Frequently Asked Questions
Can Congress limit the Supreme Court’s jurisdiction? Article III gives Congress the power to create exceptions to and regulate the Supreme Court’s appellate jurisdiction. The scope of this power is controversial. Some scholars argue that Congress cannot remove the Court’s jurisdiction to hear cases involving constitutional rights, while others argue that the exceptions power is essentially unlimited.
Is judicial review democratic? Critics argue that judicial review is counter-majoritarian because it allows unelected judges to override the decisions of elected legislatures. Defenders respond that judicial review protects fundamental constitutional values from temporary majoritarian passions and that the Constitution itself is the supreme expression of popular sovereignty.
Can the Supreme Court’s decisions be overturned? Supreme Court constitutional decisions can be overturned only by constitutional amendment or by the Court itself. Statutory decisions can be overturned by Congress through new legislation. Constitutional amendments are rare — only twenty-seven have been ratified, and many of those were not responses to Supreme Court decisions.

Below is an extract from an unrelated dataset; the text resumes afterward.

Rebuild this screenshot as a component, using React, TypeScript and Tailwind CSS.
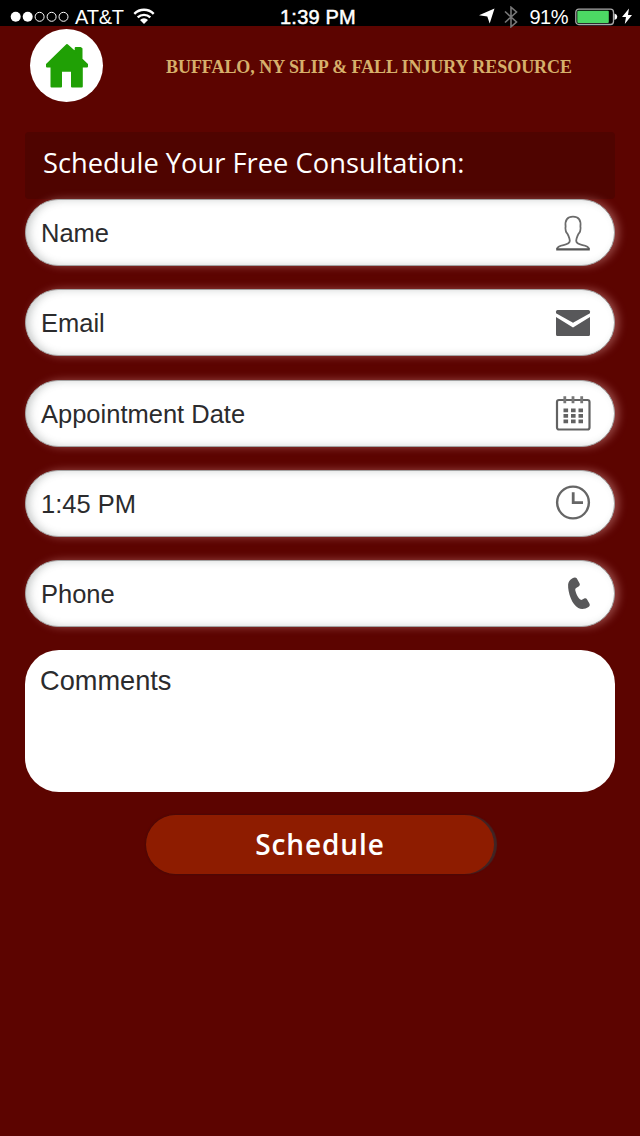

What is the difference between judicial review in the United States and in other countries? American judicial review is distinctive in several respects. The Supreme Court’s constitutional decisions are binding on all other branches and levels of government. The Court has the final word on constitutional meaning, subject only to constitutional amendment. Many other countries have constitutional courts with similar powers, but the American system of decentralized judicial review — in which any court can decide constitutional questions — is relatively unusual.
Conclusion
Judicial review is the mechanism through which constitutional limits are enforced and constitutional rights are protected. It gives substance to the idea that the Constitution is law, not merely a political document, and that the limits it imposes on government are binding. While debates about the legitimacy and scope of judicial review will continue, the power of courts to say what the law is remains essential to the American constitutional order.